As you hear the news of your Savior’s holy birth in Bethlehem of long ago, you do not any more need to cover yourself or run and hide as Adam did. Because Jesus completed His mission of salvation that we confess in the creed, suffered, crucified, died, was buried, rose from the dead and ascended into heaven, the sound of our Lord is no longer a sound of judgment but of peace, heavenly happiness, good things restored to their originally created Goodness, the reign of God established among His faithful in Zion, which is the Church. Isaiah 52 is so joyful and waxes eloquent about beautiful feet because the next chapter, chapter 53, describes in detail how it all would happen: He was despised and rejected by men, a man of sorrows and acquainted with grief, stricken, smitten and afflicted, wounded for our transgressions, crushed for our iniquities, cut off out of the land of the living, making intercession for us, the transgressors.
This is what changes the sound of the Lord in your hearing today. Instead of condemnation and guilt over your rebellion against God, you hear a message of reconciliation, of peace on earth and mercy mild. Justice and fairness have come to their ultimate fulfillment, and you have been pardoned by grace. Your death, which you know is there and with all the difficulties around you can feel it’s coming, but that death has been transformed into a passageway to eternal life, thanks to your baptism into Christ. Your merciful Father assures you that you do not need to rely on yourself as if you had no God—He will take care of you, for He has called you by name and gathered you by the Holy Spirit with your fellow Christians in the one true faith that you confess together at this altar.

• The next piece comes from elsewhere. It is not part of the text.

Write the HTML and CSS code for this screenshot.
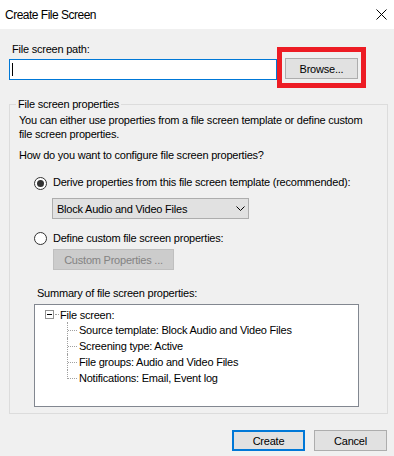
FILE: index.html
```html
<!DOCTYPE html>
<html lang="en">
<head>
    <meta charset="UTF-8">
    <meta name="viewport" content="width=device-width, initial-scale=1.0">
    <title>Create File Screen</title>
    <link rel="stylesheet" href="styles.css">
</head>
<body>
    <div class="titlebar">
        <span class="title">Create File Screen</span>
        <svg class="close" width="11" height="11" viewBox="0 0 11 11">
            <path d="M0.5 0.5L10.5 10.5M10.5 0.5L0.5 10.5" stroke="#000" stroke-width="1" fill="none"/>
        </svg>
    </div>

    <div class="content">
        <div class="path-label">File screen path:</div>
        <div class="path-row">
            <div class="path-input"><span class="caret"></span></div>
            <div class="browse-wrap">
                <button class="btn">Browse...</button>
            </div>
        </div>

        <fieldset class="props">
            <legend>File screen properties</legend>
            <p class="desc">You can either use properties from a file screen template or define custom<br>file screen properties.</p>
            <p class="question">How do you want to configure file screen properties?</p>

            <div class="radio-row first">
                <span class="radio checked"></span>
                <span>Derive properties from this file screen template (recommended):</span>
            </div>
            <div class="combo">
                <span>Block Audio and Video Files</span>
                <svg width="9" height="5" viewBox="0 0 9 5">
                    <path d="M0.5 0.5L4.5 4.5L8.5 0.5" stroke="#000" stroke-width="1" fill="none"/>
                </svg>
            </div>

            <div class="radio-row second">
                <span class="radio"></span>
                <span>Define custom file screen properties:</span>
            </div>
            <button class="btn custom" disabled>Custom Properties ...</button>

            <div class="summary-label">Summary of file screen properties:</div>
            <div class="tree">
                <div class="tree-root">
                    <span class="expander"></span>
                    <span class="root-dots"></span>
                    <span>File screen:</span>
                </div>
                <ul class="tree-children">
                    <li>Source template: Block Audio and Video Files</li>
                    <li>Screening type: Active</li>
                    <li>File groups: Audio and Video Files</li>
                    <li>Notifications: Email, Event log</li>
                </ul>
            </div>
        </fieldset>

        <div class="actions">
            <button class="btn primary">Create</button>
            <button class="btn">Cancel</button>
        </div>
    </div>
</body>
</html>
```

FILE: styles.css
```css
*, *::before, *::after {
    margin: 0;
    padding: 0;
    box-sizing: border-box;
}

body {
    width: 394px;
    height: 456px;
    overflow: hidden;
    background: #f0f0f0;
    font-family: "Liberation Sans", Arial, sans-serif;
    font-size: 11px;
    line-height: 14px;
    letter-spacing: -0.22px;
    color: #000;
}

.titlebar {
    height: 29px;
    background: #fff;
    display: flex;
    align-items: center;
    justify-content: space-between;
    padding: 0 7px 0 5px;
}

.title {
    font-size: 12px;
    letter-spacing: -0.5px;
}

.close {
    display: block;
}

.content {
    padding: 0 6px 0 9px;
}

.path-label {
    margin: 13px 0 0 3px;
}

.path-row {
    display: flex;
    margin-top: 3px;
}

.path-input {
    width: 268px;
    height: 21px;
    background: #fff;
    border: 1px solid #0078d7;
    display: flex;
    align-items: center;
    padding-left: 2px;
}

.caret {
    width: 1px;
    height: 13px;
    background: #000;
}

.browse-wrap {
    position: relative;
    margin: -1px 0 0 8px;
}

/* red highlight drawn over the screenshot */
.browse-wrap::after {
    content: "";
    position: absolute;
    left: -8px;
    top: -11px;
    width: 89px;
    height: 41px;
    border: 5px solid #ed1c24;
}

.btn {
    display: block;
    width: 73px;
    height: 21px;
    background: #e1e1e1;
    border: 1px solid #adadad;
    font: inherit;
    letter-spacing: inherit;
    color: #000;
}

.btn.primary {
    border: 2px solid #0078d7;
}

.props {
    margin-top: 18px;
    border: 1px solid #dcdcdc;
    padding: 0 8px 6px 9px;
    min-width: 0;
}

.props legend {
    padding: 0 2px;
    margin-left: -3px;
    line-height: 13px;
}

.desc {
    margin-top: 2px;
}

.question {
    margin-top: 7px;
}

.radio-row {
    display: flex;
    align-items: flex-start;
    margin-left: 15px;
}

.radio-row.first {
    margin-top: 13px;
}

.radio-row.second {
    margin-top: 12px;
}

.radio {
    width: 13px;
    height: 13px;
    flex-shrink: 0;
    border: 1px solid #333;
    border-radius: 50%;
    background: #fff;
    margin: 2px 6px 0 0;
    display: flex;
    align-items: center;
    justify-content: center;
}

.radio-row.second .radio {
    margin-top: 1px;
}

.radio.checked::before {
    content: "";
    width: 7px;
    height: 7px;
    border-radius: 50%;
    background: #333;
}

.combo {
    width: 197px;
    height: 21px;
    margin: 8px 0 0 33px;
    border: 1px solid #adadad;
    background: #e1e1e1;
    display: flex;
    align-items: center;
    justify-content: space-between;
    padding: 0 3px 0 4px;
}

.combo svg {
    display: block;
}

.btn.custom {
    width: 121px;
    margin: 4px 0 0 34px;
    background: #cccccc;
    border-color: #bfbfbf;
    color: #838383;
}

.summary-label {
    margin: 16px 0 0 18px;
}

.tree {
    width: 325px;
    height: 103px;
    margin: 4px 0 0 15px;
    background: #fff;
    border: 1px solid #828790;
    padding: 2px 0 0 10px;
}

.tree-root {
    display: flex;
    align-items: center;
    height: 15px;
}

.expander {
    position: relative;
    width: 9px;
    height: 9px;
    border: 1px solid #919191;
    background: #fff;
}

.expander::before {
    content: "";
    position: absolute;
    left: 1px;
    top: 3px;
    width: 5px;
    height: 1px;
    background: #000;
}

.root-dots {
    width: 4px;
    border-top: 1px dotted #a0a0a0;
    margin: 0 1px 0 1px;
}

.tree-children {
    list-style: none;
    margin-left: 22px;
}

.tree-children li {
    position: relative;
    height: 16px;
    line-height: 16px;
    padding-left: 12px;
}

.tree-children li::before {
    content: "";
    position: absolute;
    left: 1px;
    top: 8px;
    width: 9px;
    border-top: 1px dotted #a0a0a0;
}

.tree-children li::after {
    content: "";
    position: absolute;
    left: 0;
    top: 0;
    bottom: 0;
    border-left: 1px dotted #a0a0a0;
}

.tree-children li:last-child::after {
    bottom: auto;
    height: 9px;
}

.actions {
    display: flex;
    justify-content: flex-end;
    gap: 9px;
    margin-top: 16px;
    padding-right: 1px;
}
```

And as you feast this holy day on the human Body and Blood that is mysteriously here because of Jesus’ promise and His spoken Word, you may break forth into singing. The Word became flesh and made His dwelling also in you. The waste places of your heart have been restored to the pleasant planting of the Lord, a new garden in which Christ is pleased to walk and speak His Word of constant comfort to your soul, the Word of forgiveness and absolution that is yours for the strengthening of your faith. You are the Jerusalem that He has redeemed, a Bethlehem in which there is room for Jesus. Your hands come together to make a manger bed for the Bread of His Body to lie in as you bring Him up to your mouth to taste and see that the Lord is good.
Soon, you will be back home or with your loved ones. Some of us will soon get in touch with family that is far away from us. Your rejoicing and celebrating will come to an end and you’ll be tempted to put it all away just like you did those lights and ornaments last year. But the Word made flesh remains true to you, faithful as ever no matter how far you may roam from His smooth, reassuring voice. He constantly calls out to all who would hear His voice and be forgiven of all their sins in Jesus Christ. With a renewed heart that is yours thanks to the Holy Spirit, the Gospel of peace will bring you Christmas joy all year every time you hear the precious Word of God, the promise that you will be with your Lord in the Paradise to come.
In the Name of the Father and of the ✝ Son and of the Holy Spirit.